Many of you have heard me brag (b*tch???) that at my house I have a special talent. I am the only person who bends at the waist. Yes, you read that right-bends at the waist. Apparently this critical little bit of DNA does not encode on the male of the species. Which means that dropped mail, food wrappers, used napkins, dog food, Legos, dirty socks, the lid to the toothpaste, and other unexplained paraphernalia magically disappear for the male members of my household once they hit floor. Yet I am the only one who has the bionic vision...gasp!... to notice said debris.
Well this past weekend, my back went out- or to use a southern euphemism, my back “took a spell.” Because you are smart blither blather’ers, I am not even going to describe for you the condition of my house with the official-bender-over out of commission. So now that I have managed to painfully roll myself out of the bed, I am lurching and listing like a drunken sailor with a peg leg taking stock of a sinking ship. And I am about as grouchy as a pirate captain of said sinking ship who discovers the rum barrel is dry. Somebody’s gonna be walkin’ the plank, matey!!!

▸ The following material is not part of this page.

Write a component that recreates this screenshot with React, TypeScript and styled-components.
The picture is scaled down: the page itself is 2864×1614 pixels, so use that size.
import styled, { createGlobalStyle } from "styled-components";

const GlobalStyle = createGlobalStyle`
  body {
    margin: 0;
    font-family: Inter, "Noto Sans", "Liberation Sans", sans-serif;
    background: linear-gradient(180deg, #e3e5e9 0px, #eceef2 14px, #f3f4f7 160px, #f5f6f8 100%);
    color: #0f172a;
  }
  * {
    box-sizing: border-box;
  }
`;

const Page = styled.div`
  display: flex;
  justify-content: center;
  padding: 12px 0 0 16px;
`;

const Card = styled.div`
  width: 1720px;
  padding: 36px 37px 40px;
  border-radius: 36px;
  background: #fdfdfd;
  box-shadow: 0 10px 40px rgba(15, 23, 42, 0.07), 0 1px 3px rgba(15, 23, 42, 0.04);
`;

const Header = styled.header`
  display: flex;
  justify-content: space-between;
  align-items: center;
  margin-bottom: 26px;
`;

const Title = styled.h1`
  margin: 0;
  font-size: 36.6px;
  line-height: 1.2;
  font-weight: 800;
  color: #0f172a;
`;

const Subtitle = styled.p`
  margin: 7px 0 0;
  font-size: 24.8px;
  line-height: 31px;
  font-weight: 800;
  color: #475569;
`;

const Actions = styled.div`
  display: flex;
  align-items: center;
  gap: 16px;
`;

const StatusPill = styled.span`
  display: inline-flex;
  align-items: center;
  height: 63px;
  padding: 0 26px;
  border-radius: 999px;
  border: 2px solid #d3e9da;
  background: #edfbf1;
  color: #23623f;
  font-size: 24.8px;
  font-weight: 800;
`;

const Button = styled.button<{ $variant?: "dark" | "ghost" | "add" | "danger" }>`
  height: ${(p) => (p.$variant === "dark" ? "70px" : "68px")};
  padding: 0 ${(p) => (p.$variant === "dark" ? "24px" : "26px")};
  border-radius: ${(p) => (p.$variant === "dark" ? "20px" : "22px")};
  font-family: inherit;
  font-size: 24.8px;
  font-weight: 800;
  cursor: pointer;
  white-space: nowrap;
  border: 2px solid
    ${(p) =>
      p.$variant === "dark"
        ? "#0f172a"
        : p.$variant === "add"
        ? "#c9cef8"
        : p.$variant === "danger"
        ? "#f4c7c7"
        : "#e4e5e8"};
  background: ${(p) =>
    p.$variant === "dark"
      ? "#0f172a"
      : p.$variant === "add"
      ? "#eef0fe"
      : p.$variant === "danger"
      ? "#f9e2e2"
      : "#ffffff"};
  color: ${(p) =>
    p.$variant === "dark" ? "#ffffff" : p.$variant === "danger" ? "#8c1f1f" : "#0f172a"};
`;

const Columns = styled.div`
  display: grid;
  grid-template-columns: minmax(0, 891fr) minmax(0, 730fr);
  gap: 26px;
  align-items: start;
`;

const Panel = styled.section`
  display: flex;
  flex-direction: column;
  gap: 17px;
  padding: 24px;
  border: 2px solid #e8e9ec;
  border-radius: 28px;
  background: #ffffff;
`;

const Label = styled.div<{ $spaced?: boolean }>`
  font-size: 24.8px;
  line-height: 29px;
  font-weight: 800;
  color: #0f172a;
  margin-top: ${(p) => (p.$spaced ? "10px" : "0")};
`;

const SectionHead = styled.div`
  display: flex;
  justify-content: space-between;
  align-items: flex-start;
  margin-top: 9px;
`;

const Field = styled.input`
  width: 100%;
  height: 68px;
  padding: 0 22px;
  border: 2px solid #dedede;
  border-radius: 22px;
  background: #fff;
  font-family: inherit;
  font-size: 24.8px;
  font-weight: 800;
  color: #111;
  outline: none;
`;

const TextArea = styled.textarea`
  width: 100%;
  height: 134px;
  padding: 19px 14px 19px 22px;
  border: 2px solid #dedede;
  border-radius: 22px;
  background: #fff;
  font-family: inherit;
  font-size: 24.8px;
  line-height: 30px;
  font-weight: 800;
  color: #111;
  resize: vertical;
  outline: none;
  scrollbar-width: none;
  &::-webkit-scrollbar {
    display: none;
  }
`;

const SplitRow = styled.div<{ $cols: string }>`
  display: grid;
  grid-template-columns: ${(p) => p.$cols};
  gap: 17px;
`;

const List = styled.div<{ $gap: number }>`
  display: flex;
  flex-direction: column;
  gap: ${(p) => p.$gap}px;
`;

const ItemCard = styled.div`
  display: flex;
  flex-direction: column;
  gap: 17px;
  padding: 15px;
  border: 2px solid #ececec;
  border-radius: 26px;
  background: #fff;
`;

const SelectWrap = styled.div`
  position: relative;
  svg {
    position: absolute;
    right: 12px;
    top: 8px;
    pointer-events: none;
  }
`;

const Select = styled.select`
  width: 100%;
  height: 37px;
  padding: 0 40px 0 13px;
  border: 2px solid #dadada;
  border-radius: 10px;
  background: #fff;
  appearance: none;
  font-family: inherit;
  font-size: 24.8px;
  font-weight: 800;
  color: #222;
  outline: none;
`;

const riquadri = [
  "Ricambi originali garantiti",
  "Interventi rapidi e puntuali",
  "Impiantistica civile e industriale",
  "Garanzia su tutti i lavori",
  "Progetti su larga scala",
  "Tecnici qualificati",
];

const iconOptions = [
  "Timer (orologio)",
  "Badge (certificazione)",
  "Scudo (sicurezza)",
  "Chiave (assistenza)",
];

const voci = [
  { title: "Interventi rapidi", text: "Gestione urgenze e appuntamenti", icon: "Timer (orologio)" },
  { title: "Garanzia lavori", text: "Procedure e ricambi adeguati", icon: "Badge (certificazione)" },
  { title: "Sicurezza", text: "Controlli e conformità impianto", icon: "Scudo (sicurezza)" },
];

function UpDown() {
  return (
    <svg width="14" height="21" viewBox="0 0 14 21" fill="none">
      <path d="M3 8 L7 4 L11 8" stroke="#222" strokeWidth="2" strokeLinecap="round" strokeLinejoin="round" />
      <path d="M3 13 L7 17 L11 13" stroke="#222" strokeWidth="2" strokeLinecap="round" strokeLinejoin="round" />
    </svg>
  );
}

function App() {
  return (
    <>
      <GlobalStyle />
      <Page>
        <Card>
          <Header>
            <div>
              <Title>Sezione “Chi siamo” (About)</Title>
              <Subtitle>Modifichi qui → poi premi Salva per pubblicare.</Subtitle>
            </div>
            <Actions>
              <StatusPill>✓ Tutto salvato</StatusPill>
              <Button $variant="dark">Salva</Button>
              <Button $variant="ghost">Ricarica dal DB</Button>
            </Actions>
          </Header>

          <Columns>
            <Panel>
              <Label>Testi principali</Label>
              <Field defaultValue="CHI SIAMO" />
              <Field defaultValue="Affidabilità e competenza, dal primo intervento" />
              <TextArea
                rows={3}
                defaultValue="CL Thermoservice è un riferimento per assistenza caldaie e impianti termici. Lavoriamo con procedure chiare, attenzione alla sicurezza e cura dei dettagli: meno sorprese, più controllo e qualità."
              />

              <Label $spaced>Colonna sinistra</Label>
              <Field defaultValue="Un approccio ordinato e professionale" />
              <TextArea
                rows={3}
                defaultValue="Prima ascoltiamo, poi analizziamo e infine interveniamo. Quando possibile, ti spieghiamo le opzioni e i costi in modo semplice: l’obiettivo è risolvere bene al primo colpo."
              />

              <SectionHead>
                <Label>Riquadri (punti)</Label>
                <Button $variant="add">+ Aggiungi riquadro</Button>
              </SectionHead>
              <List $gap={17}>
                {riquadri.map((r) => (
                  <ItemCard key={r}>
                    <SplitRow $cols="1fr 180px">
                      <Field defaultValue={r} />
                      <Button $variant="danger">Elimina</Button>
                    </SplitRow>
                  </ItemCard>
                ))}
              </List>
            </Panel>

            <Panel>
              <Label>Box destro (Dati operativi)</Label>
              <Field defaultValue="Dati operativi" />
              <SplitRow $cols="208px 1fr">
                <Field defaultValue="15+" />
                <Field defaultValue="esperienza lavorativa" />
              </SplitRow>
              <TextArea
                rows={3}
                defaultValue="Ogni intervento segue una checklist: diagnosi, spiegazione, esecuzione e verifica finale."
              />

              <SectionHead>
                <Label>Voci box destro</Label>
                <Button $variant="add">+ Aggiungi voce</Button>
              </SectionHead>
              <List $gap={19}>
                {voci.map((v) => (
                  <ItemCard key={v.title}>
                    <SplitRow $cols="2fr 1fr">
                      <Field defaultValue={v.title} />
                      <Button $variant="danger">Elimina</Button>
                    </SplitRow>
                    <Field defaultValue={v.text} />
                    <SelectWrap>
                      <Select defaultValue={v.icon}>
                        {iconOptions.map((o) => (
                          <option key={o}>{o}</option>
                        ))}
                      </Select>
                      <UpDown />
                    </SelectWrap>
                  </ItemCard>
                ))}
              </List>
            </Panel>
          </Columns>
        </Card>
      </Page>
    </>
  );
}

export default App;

In the meanwhile, I’m trolling the Equilibrium Med Spa homepage and checking out their info on massages. The last time I went for a EMS massage, I got a great ½ price deal. So add them to your favorites and register for their email updates. If you have flexible weekends, you can get great deals spur of the moment. And my fellow-bender-overs: it might save the life of someone you know and love!
http://www.equilibriummedspa.com/
Hope you are feeling better! I too, love the Equilibrium emails and have gotten some good last minute deals!